-------- Entries supplied
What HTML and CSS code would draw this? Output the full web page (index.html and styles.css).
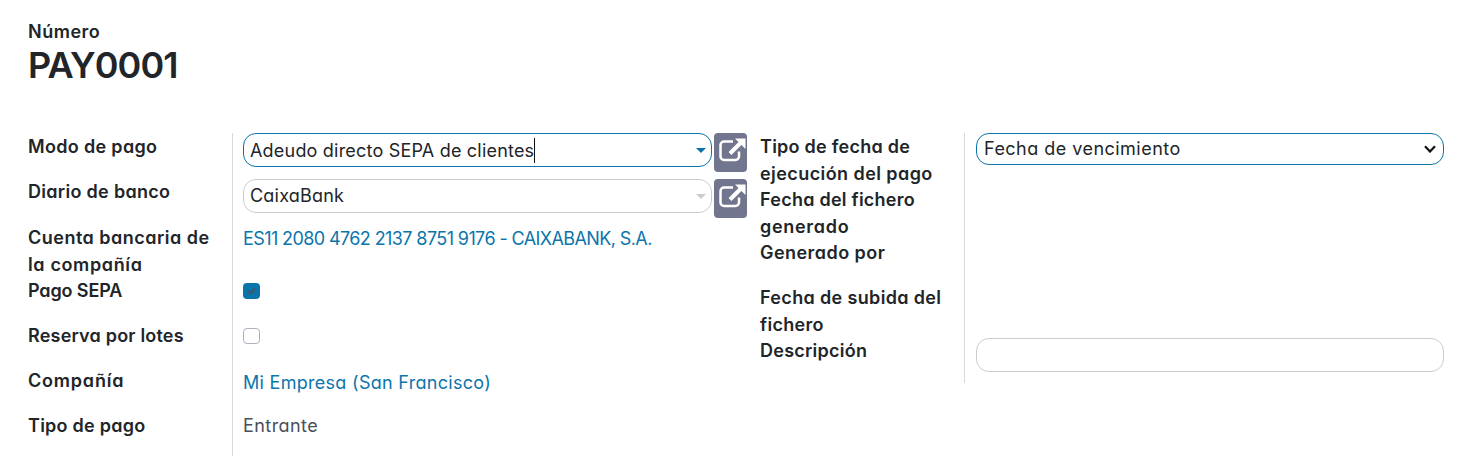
----------------
-------- Entries supplied
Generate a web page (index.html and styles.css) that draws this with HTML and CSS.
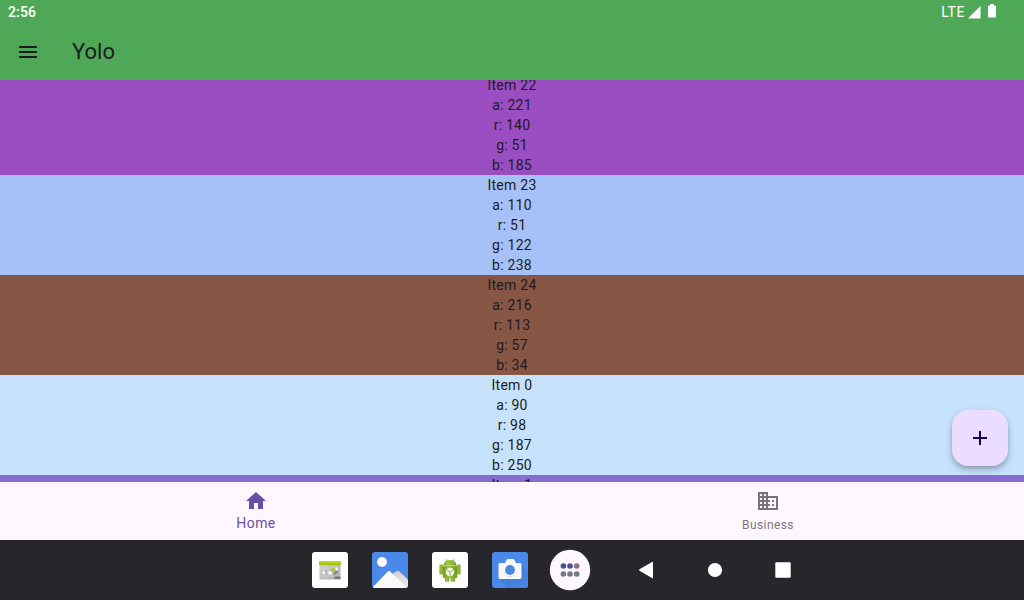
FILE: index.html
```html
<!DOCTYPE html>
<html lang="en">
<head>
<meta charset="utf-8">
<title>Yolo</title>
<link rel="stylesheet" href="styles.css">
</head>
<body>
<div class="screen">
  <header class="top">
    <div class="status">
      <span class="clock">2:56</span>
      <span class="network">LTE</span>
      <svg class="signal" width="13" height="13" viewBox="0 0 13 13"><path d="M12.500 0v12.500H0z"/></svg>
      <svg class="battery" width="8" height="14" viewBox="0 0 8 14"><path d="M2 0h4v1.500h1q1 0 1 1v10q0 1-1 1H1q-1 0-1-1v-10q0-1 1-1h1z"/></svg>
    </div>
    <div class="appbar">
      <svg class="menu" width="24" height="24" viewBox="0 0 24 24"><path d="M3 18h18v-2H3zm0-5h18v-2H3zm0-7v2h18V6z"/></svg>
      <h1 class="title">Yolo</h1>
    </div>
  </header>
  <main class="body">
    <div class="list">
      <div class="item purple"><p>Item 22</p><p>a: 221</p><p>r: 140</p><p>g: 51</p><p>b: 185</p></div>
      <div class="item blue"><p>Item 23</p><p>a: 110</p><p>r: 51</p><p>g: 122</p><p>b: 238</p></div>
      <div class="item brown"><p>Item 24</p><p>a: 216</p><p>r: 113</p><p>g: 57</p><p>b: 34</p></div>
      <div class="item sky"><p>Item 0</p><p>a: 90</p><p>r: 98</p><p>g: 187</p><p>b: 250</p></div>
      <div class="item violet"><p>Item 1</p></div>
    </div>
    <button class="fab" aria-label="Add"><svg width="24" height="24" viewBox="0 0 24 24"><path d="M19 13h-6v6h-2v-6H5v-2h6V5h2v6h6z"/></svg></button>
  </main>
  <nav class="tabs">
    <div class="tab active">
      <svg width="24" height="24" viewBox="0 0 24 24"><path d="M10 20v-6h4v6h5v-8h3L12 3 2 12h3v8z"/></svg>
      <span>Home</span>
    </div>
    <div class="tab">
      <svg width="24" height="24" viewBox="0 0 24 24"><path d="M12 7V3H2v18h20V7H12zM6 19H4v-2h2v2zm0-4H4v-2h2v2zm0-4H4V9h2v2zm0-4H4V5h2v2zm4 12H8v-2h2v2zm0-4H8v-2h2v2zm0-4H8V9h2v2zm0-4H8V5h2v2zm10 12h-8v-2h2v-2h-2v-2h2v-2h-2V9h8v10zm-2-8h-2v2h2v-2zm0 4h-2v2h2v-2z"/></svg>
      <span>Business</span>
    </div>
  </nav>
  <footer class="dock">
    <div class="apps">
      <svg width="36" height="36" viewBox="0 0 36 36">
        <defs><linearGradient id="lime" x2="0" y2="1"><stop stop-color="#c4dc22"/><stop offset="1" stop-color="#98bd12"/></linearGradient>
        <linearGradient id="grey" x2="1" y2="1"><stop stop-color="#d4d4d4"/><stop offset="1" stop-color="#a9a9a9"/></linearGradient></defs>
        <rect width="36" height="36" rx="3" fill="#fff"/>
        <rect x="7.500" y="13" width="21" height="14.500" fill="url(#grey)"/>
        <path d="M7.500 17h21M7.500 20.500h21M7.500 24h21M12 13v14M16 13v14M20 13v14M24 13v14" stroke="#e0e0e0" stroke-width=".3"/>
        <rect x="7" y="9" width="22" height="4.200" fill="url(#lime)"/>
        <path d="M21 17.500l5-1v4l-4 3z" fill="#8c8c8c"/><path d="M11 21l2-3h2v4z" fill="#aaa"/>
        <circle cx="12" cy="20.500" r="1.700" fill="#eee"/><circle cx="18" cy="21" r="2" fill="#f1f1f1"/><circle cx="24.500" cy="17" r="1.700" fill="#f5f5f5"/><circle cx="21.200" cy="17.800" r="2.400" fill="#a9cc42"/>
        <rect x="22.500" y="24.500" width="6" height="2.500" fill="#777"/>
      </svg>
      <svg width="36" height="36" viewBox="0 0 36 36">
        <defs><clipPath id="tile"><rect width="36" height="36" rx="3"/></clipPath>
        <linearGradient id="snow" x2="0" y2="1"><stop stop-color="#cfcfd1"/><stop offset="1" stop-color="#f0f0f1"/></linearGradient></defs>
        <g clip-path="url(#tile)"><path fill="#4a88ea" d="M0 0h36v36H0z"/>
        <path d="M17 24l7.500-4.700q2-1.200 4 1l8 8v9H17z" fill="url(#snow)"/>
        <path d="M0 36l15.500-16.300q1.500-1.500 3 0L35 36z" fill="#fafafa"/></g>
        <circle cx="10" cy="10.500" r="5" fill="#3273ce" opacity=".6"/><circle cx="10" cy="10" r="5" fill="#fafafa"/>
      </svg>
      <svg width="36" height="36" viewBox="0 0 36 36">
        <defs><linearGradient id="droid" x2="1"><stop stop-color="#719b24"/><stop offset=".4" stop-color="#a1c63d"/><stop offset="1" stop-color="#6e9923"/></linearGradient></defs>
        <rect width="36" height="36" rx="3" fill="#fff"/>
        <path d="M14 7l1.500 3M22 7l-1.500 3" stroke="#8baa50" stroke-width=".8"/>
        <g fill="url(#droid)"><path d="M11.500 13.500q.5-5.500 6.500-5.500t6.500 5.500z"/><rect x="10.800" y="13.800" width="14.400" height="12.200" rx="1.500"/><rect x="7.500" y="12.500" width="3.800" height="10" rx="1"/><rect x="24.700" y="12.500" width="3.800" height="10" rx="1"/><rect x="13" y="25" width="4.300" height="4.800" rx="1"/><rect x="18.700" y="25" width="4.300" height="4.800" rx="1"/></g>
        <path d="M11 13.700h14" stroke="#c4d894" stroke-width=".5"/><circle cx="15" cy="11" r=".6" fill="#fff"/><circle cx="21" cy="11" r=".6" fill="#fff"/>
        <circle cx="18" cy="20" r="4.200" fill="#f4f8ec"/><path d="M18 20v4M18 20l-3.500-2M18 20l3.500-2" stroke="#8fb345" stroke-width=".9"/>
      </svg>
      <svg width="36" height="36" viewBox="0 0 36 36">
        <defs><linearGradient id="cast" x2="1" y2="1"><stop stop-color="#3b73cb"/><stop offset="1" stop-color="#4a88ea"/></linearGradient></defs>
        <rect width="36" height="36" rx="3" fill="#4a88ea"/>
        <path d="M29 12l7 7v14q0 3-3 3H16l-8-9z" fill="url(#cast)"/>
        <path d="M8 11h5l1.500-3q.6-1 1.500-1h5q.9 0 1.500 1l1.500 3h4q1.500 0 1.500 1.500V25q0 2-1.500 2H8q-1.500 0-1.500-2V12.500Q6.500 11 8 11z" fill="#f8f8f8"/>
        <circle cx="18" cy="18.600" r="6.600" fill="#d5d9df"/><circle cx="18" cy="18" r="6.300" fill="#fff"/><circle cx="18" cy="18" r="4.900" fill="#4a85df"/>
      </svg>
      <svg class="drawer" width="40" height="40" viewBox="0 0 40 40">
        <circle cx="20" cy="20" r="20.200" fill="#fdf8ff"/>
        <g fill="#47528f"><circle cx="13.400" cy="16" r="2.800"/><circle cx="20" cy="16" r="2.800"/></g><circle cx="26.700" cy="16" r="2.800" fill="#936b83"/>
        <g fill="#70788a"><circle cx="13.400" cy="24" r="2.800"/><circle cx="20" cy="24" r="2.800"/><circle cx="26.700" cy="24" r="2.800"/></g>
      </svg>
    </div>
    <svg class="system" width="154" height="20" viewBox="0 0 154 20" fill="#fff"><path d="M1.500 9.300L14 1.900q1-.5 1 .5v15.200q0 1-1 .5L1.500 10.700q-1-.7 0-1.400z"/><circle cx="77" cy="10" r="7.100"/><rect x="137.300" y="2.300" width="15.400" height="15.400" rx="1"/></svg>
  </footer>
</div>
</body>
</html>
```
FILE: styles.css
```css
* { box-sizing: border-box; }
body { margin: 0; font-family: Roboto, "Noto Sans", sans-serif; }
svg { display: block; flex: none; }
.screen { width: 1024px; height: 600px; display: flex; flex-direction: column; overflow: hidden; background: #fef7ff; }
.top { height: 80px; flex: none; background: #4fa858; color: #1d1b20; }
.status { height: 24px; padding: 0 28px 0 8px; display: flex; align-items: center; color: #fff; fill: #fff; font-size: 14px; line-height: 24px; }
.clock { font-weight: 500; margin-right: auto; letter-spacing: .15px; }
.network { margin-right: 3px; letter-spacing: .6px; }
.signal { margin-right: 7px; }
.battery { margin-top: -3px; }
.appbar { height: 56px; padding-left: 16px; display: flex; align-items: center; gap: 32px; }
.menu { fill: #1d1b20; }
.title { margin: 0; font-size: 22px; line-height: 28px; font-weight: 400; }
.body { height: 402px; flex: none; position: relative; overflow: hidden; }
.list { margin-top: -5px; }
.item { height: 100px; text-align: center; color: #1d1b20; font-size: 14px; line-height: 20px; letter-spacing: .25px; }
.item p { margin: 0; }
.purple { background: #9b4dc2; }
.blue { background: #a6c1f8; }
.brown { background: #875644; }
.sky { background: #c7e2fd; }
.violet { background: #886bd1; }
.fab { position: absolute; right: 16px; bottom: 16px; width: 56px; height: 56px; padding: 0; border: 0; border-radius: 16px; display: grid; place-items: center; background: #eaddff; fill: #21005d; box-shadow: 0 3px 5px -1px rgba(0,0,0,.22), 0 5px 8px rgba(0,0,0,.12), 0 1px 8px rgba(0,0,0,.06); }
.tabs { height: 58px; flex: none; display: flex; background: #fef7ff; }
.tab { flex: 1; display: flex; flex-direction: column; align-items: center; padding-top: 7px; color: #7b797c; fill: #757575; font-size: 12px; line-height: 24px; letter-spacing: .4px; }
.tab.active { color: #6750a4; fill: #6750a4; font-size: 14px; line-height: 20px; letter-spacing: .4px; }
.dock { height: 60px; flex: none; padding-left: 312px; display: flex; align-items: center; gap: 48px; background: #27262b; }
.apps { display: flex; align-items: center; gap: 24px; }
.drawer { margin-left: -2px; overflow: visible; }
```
----------------
◆ **Job**
Gather all lines where the word "this" appears.

◆ **Finished answer**
What HTML and CSS code would draw this? Output the full web page (index.html and styles.css).
Generate a web page (index.html and styles.css) that draws this with HTML and CSS.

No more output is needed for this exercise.